If you’re like me (and my deepest sympathy if you are), you’ve been wondering one of two things:

#1  Why the Joint Finance Committee (JFC) is holding only four public hearings around the state, i.e., outside of the state Capitol in Madison (where the first time they did this officially, it lasted some seventeen hours til 3 in the morning), in Arcadia, Minong, Stevens Point, and West Ellis (here‘s a primitive map); and

#2  Why, with the exception of the state fairgrounds in West Ellis — just outside of Milwaukee — the locations for these hearings are in “population-challenged” places.

Wisconsin’s a big state and hardly lacking in sizable cities.  So, why not Lacrosse instead of Arcadia, or Superior instead of Minong, or Wausau instead of Stevens Point?  Or most obvious of all, Milwaukee instead of just outside of Milwaukee?  (This last one especially has caught some flak.)  And why only four locales?  Why not one for the Fox cities and one for Green Bay, one for Eau Claire, or Janesville, or Kenosha?  I’m all for bringing democracy to the people in Podunkia; it’s populism at its core.  (Seriously, Arcadia and Minong?!?  How many people even know where those tiny towns are in the first place?)  But these ain’t ye olde town hall meetings in whistle-stop Vermont.  This is active skirting and lip (-stick on a pig) service, where the two chairs on the JFC — Senator Alberta Darling and Assemblyman Robin Vos, Republicans both and both representing/residing in southeastern Wisconsin — are going on some kind of PR tour to give the appearance of doing the right thing, when in fact it’s pure pretense at best and perfunctory at worst.

Worse even still, the session scheduled for Arcadia was canceled last week; thus there will be none for western Wisconsin.  (For what it’s worth, the event is being moved to Neenah, which will be more pragmatic in terms of population area, but why are the two mutually exclusive?)  State Senator Kathleen Vinehout-D, decrying this discrepant slight, has instead scheduled “unofficial” hearings in Lacrosse and Eau Claire.  See her website for more info.

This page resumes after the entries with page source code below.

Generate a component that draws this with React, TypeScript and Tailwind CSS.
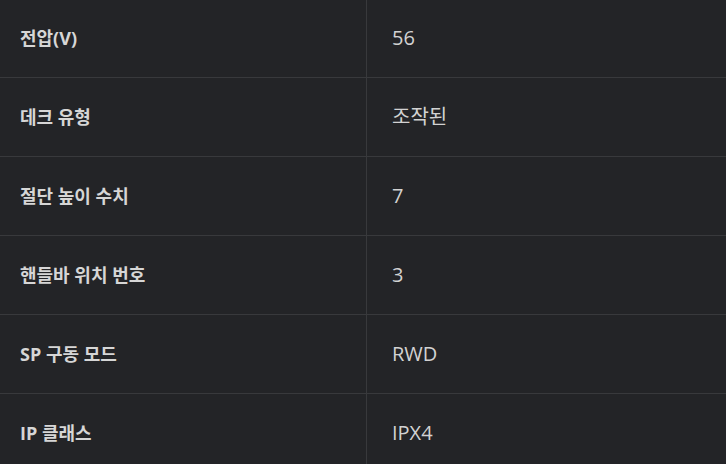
const rows: [string, string][] = [
  ['전압(V)', '56'],
  ['데크 유형', '조작된'],
  ['절단 높이 수치', '7'],
  ['핸들바 위치 번호', '3'],
  ['SP 구동 모드', 'RWD'],
  ['IP 클래스', 'IPX4'],
];

export default function App() {
  return (
    <div
      className="w-[726px] h-[464px] overflow-hidden bg-[#232427]"
      style={{ fontFamily: '"Open Sans", "Noto Sans CJK KR", sans-serif' }}
    >
      <div className="-mt-px">
        {rows.map(([label, value]) => (
          <div key={label} className="flex h-[79px] border-b border-[#38393c]">
            <div className="w-[366px] shrink-0 flex items-center pl-5 text-[18px] font-bold text-[#d6d6d6]">
              {label}
            </div>
            <div className="flex-1 flex items-center pl-[25px] border-l border-[#38393c] text-[20px] text-[#d2d2d2]">
              {value}
            </div>
          </div>
        ))}
      </div>
    </div>
  );
}
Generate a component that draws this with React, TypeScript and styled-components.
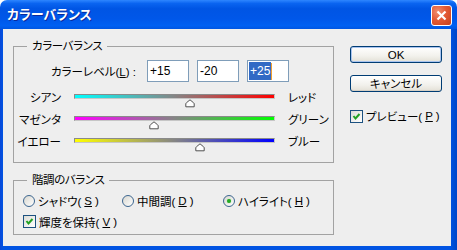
import styled, { createGlobalStyle } from "styled-components";

const GlobalStyle = createGlobalStyle`
  html, body {
    margin: 0;
    padding: 0;
    background: #ffffff;
  }

  #root {
    width: 457px;
    height: 250px;
    overflow: hidden;
  }
`;

const Window = styled.div`
  width: 457px;
  height: 250px;
  display: flex;
  flex-direction: column;
  font-family: "Liberation Sans", "Noto Sans CJK JP", sans-serif;
  font-size: 11.5px;
  font-feature-settings: "palt";
  color: #000000;
`;

const TitleBar = styled.div`
  height: 29px;
  flex: none;
  display: flex;
  align-items: center;
  justify-content: space-between;
  padding: 0 5px 0 7px;
  border-radius: 7px 7px 0 0;
  background: linear-gradient(
    to bottom,
    #2e86ff 0%,
    #0a64f0 12%,
    #0055e4 30%,
    #0057e9 65%,
    #0060f2 88%,
    #0056e2 100%
  );
`;

const Title = styled.span`
  color: #ffffff;
  font-weight: bold;
  font-size: 13px;
  line-height: 16px;
  text-shadow: 1px 1px 0 #0a2a9c;
`;

const CloseButton = styled.div`
  width: 21px;
  height: 21px;
  margin-top: 1px;
  box-sizing: border-box;
  border: 1px solid #ffffff;
  border-radius: 3px;
  display: flex;
  align-items: center;
  justify-content: center;
  background: radial-gradient(circle at 30% 30%, #f08e70 0%, #e35a35 45%, #c7401d 100%);
`;

const Frame = styled.div`
  flex: 1;
  display: flex;
  padding: 0 6px 4px 3px;
  background: linear-gradient(to right, #0a48d8, #0054e3 3px, #0054e3 450px, #0046c8);
`;

const Client = styled.div`
  flex: 1;
  display: flex;
  box-sizing: border-box;
  padding: 11px 0 0 10px;
  background: #eeeeee;
`;

const LeftColumn = styled.div`
  width: 321px;
  display: flex;
  flex-direction: column;
  gap: 11px;
`;

const Group = styled.fieldset<{ $pad: string }>`
  margin: 0;
  padding: ${(p) => p.$pad};
  width: 321px;
  min-width: 0;
  box-sizing: border-box;
  border: 1px solid #a2a2a2;
`;

const Legend = styled.legend`
  margin-left: 13px;
  padding: 0 5px;
  line-height: 13px;
  letter-spacing: -0.4px;
`;

const LevelRow = styled.div`
  display: flex;
  align-items: center;
  height: 22px;
  margin-bottom: 7px;
`;

const LevelLabel = styled.span`
  width: 122px;
  margin-right: 11px;
  text-align: right;
  white-space: nowrap;
`;

const LevelInputs = styled.div`
  display: flex;
  gap: 8px;
`;

const NumberBox = styled.div`
  width: 42px;
  height: 22px;
  box-sizing: border-box;
  border: 1px solid #7f9db9;
  background: #ffffff;
  display: flex;
  align-items: center;
  padding-left: 1px;
  font-size: 12px;
`;

const NumberText = styled.span<{ $selected?: boolean }>`
  padding: 0 1px;
  line-height: 18px;
  background: ${(p) => (p.$selected ? "#316ac5" : "transparent")};
  color: ${(p) => (p.$selected ? "#ffffff" : "#000000")};
`;

const Caret = styled.span`
  width: 1px;
  height: 17px;
  background: #f0a030;
`;

const SliderRow = styled.div`
  display: grid;
  grid-template-columns: 47px 201px auto;
  column-gap: 13px;
  height: 22px;
`;

const SideLabel = styled.span<{ $align: "left" | "right" }>`
  margin-top: 2px;
  line-height: 15px;
  text-align: ${(p) => p.$align};
  white-space: nowrap;
`;

const TrackArea = styled.div`
  position: relative;
  padding-top: 5px;
`;

const Track = styled.div<{ $from: string; $to: string }>`
  height: 5px;
  box-sizing: border-box;
  border: 1px solid;
  border-color: #8a8a8a #c6c6c6 #c6c6c6 #8a8a8a;
  background: linear-gradient(to right, ${(p) => p.$from}, #858585 50%, ${(p) => p.$to});
`;

const Thumb = styled.svg`
  position: absolute;
  top: 10px;
  transform: translateX(-50%);
`;

const OptionRow = styled.div<{ $cols: string }>`
  display: grid;
  grid-template-columns: ${(p) => p.$cols};
  height: 21px;
  padding-left: 9px;
  align-items: center;
`;

const Option = styled.label`
  display: flex;
  align-items: center;
  gap: 3px;
  white-space: nowrap;
`;

const Radio = styled.span<{ $checked?: boolean }>`
  width: 12px;
  height: 12px;
  box-sizing: border-box;
  border-radius: 50%;
  border: 1px solid #3c6690;
  background: linear-gradient(135deg, #d8d7d0, #ffffff);
  display: flex;
  align-items: center;
  justify-content: center;

  &::after {
    content: "";
    width: 4px;
    height: 4px;
    border-radius: 50%;
    background: ${(p) => (p.$checked ? "#24a924" : "transparent")};
    box-shadow: ${(p) => (p.$checked ? "0 0 1px #6fd06f" : "none")};
  }
`;

const CheckBox = styled.span`
  width: 13px;
  height: 13px;
  box-sizing: border-box;
  border: 1px solid #1c5180;
  background: linear-gradient(135deg, #dcdcd6, #ffffff);
  display: flex;
`;

const RightColumn = styled.div`
  width: 92px;
  margin-left: 16px;
  padding-top: 6px;
  display: flex;
  flex-direction: column;
`;

const Button = styled.div<{ $default?: boolean }>`
  height: 17px;
  box-sizing: border-box;
  border: 1px solid #003c74;
  border-radius: 3px;
  background: linear-gradient(to bottom, #ffffff, #f2f1ec 60%, #e3e0d6);
  box-shadow: ${(p) => (p.$default ? "inset 0 0 0 1px #a9c4ef" : "inset 0 -1px 0 #d6d0c5")};
  display: flex;
  align-items: center;
  justify-content: center;
  line-height: 14px;
  margin-bottom: 12px;
`;

const PreviewOption = styled(Option)`
  margin-top: 4px;
`;

const Check = () => (
  <CheckBox>
    <svg width="11" height="11" viewBox="0 0 11 11">
      <polyline points="2.5,5 4.5,7.5 8.5,3" fill="none" stroke="#21a121" strokeWidth="2" />
    </svg>
  </CheckBox>
);

const sliders = [
  { left: "シアン", right: "レッド", from: "#00ffff", to: "#ff0000", value: 15 },
  { left: "マゼンタ", right: "グリーン", from: "#ff00ff", to: "#00ff00", value: -20 },
  { left: "イエロー", right: "ブルー", from: "#ffff00", to: "#0000ff", value: 25 },
];

export default function App() {
  return (
    <>
      <GlobalStyle />
      <Window>
        <TitleBar>
          <Title>カラーバランス</Title>
          <CloseButton>
            <svg width="11" height="11" viewBox="0 0 11 11">
              <path d="M1.5 1.5 L9.5 9.5 M9.5 1.5 L1.5 9.5" stroke="#ffffff" strokeWidth="2.2" />
            </svg>
          </CloseButton>
        </TitleBar>
        <Frame>
          <Client>
            <LeftColumn>
              <Group $pad="7px 0 7px 0">
                <Legend>カラーバランス</Legend>
                <LevelRow>
                  <LevelLabel>
                    カラーレベル(<u>L</u>) :
                  </LevelLabel>
                  <LevelInputs>
                    <NumberBox>
                      <NumberText>+15</NumberText>
                    </NumberBox>
                    <NumberBox>
                      <NumberText>-20</NumberText>
                    </NumberBox>
                    <NumberBox>
                      <NumberText $selected>+25</NumberText>
                      <Caret />
                    </NumberBox>
                  </LevelInputs>
                </LevelRow>
                {sliders.map((s) => (
                  <SliderRow key={s.left}>
                    <SideLabel $align="right">{s.left}</SideLabel>
                    <TrackArea>
                      <Track $from={s.from} $to={s.to} />
                      <Thumb
                        width="10"
                        height="9"
                        viewBox="0 0 10 9"
                        style={{ left: `${((s.value + 100) / 200) * 100}%` }}
                      >
                        <path
                          d="M5 0.8 L8.6 3.8 Q9.2 4.3 9.2 5 L9.2 7.8 L0.8 7.8 L0.8 5 Q0.8 4.3 1.4 3.8 Z"
                          fill="#ffffff"
                          stroke="#505050"
                          strokeWidth="1"
                          strokeLinejoin="round"
                        />
                      </Thumb>
                    </TrackArea>
                    <SideLabel $align="left">{s.right}</SideLabel>
                  </SliderRow>
                ))}
              </Group>
              <Group $pad="3px 0 2px 0">
                <Legend>階調のバランス</Legend>
                <OptionRow $cols="99px 101px auto">
                  <Option>
                    <Radio />
                    シャドウ(<u>S</u>)
                  </Option>
                  <Option>
                    <Radio />
                    中間調(<u>D</u>)
                  </Option>
                  <Option>
                    <Radio $checked />
                    ハイライト(<u>H</u>)
                  </Option>
                </OptionRow>
                <OptionRow $cols="auto">
                  <Option>
                    <Check />
                    輝度を保持(<u>V</u>)
                  </Option>
                </OptionRow>
              </Group>
            </LeftColumn>
            <RightColumn>
              <Button $default>OK</Button>
              <Button>キャンセル</Button>
              <PreviewOption>
                <Check />
                プレビュー(<u>P</u>)
              </PreviewOption>
            </RightColumn>
          </Client>
        </Frame>
      </Window>
    </>
  );
}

And let’s add a third thing to wonder with this:

#3  Why not hold these spectacle “hearings” NOT when people are at work, but rather hold them during the evening, or better yet, on the weekend?

As I write this the hearing in West Ellis is happening…though not for much longer.  As of noon, co-chair Vos decided to cut off anyone “new” who wants to register to speak.  This is not so strangely reminiscent of nearly two months to the day, when Vos and Darling decided unilatelly to cut off further debate, period, at 3:00 am — with no intention whatsoever of taking a much needed break and merely resuming the following morning.

Democracy, it looks like, has a curfew.